**** Material to process

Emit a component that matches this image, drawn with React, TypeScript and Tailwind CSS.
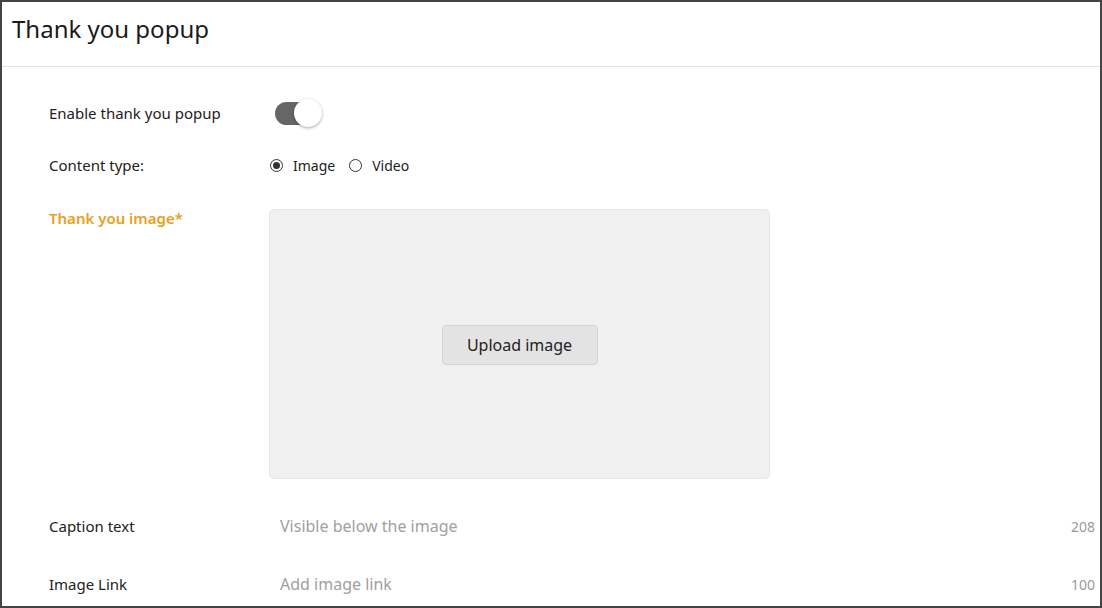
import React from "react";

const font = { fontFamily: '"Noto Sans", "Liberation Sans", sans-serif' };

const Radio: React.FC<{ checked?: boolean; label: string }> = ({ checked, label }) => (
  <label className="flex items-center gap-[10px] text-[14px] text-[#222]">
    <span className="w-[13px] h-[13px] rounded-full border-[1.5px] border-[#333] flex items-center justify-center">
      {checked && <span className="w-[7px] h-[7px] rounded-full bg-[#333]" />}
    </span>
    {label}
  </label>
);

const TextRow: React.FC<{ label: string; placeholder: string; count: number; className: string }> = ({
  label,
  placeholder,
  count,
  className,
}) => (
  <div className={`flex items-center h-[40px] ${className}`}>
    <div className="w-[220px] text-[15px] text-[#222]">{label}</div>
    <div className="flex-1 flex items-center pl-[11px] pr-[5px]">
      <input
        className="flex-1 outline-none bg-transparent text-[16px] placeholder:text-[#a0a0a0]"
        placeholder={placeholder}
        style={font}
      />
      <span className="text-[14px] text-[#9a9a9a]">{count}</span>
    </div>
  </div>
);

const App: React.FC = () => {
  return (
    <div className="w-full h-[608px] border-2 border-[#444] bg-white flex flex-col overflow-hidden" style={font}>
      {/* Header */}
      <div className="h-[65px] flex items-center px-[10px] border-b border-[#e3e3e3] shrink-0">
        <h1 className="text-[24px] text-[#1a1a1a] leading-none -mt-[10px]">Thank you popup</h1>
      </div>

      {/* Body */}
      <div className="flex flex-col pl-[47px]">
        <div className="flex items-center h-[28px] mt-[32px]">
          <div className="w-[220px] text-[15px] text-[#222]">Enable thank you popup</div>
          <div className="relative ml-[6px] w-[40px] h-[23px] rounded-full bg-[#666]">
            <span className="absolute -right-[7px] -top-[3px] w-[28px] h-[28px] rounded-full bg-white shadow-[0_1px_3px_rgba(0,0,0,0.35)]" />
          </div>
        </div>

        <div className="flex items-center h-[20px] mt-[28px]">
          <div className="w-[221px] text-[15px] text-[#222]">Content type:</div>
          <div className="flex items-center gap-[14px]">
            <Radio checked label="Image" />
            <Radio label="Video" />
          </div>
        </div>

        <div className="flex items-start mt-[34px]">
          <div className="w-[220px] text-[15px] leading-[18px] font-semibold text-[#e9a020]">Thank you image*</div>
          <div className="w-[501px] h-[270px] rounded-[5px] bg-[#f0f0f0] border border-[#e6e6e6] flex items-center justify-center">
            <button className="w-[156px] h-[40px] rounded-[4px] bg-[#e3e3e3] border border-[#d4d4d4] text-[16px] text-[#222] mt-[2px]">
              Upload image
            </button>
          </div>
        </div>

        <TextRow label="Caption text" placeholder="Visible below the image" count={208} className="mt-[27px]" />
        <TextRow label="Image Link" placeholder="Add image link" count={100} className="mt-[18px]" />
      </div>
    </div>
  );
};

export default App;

********
**** Material to process

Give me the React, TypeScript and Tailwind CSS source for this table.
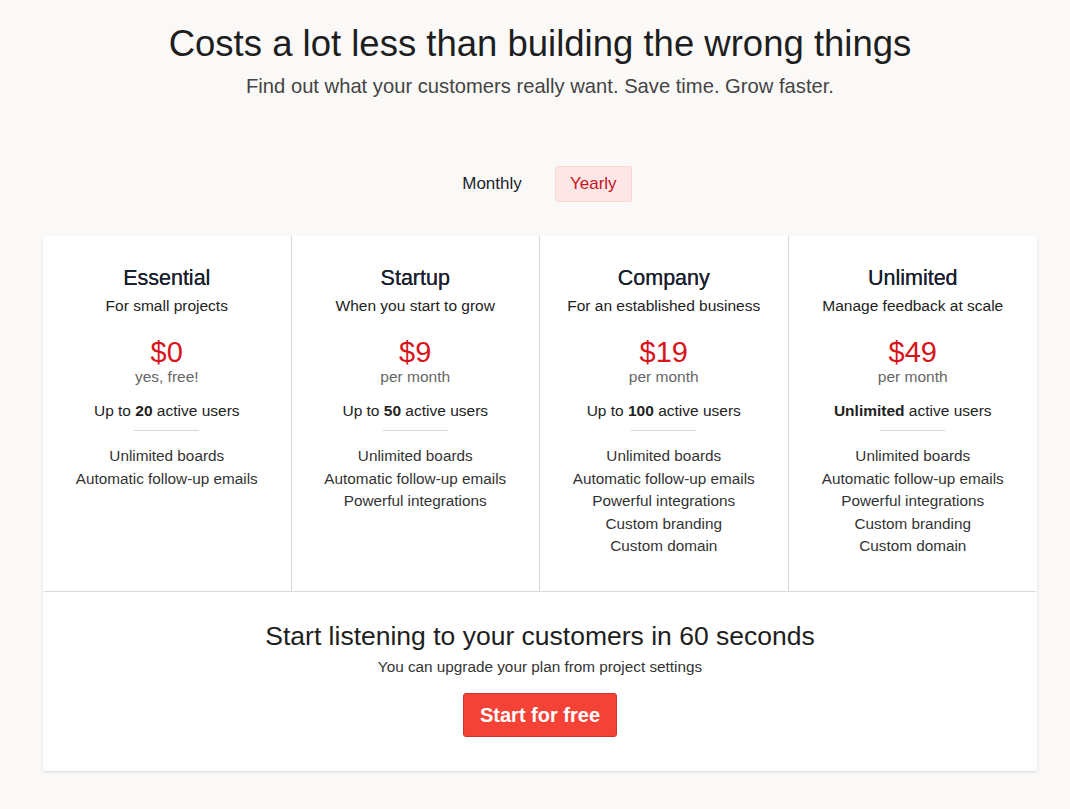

********

**Task**
In the lines above, find each one with "React" and list it.

**Final answer**
Emit a component that matches this image, drawn with React, TypeScript and Tailwind CSS.
import React from "react";
const Radio: React.FC<{ checked?: boolean; label: string }> = ({ checked, label }) => (
const TextRow: React.FC<{ label: string; placeholder: string; count: number; className: string }> = ({
const App: React.FC = () => {
Give me the React, TypeScript and Tailwind CSS source for this table.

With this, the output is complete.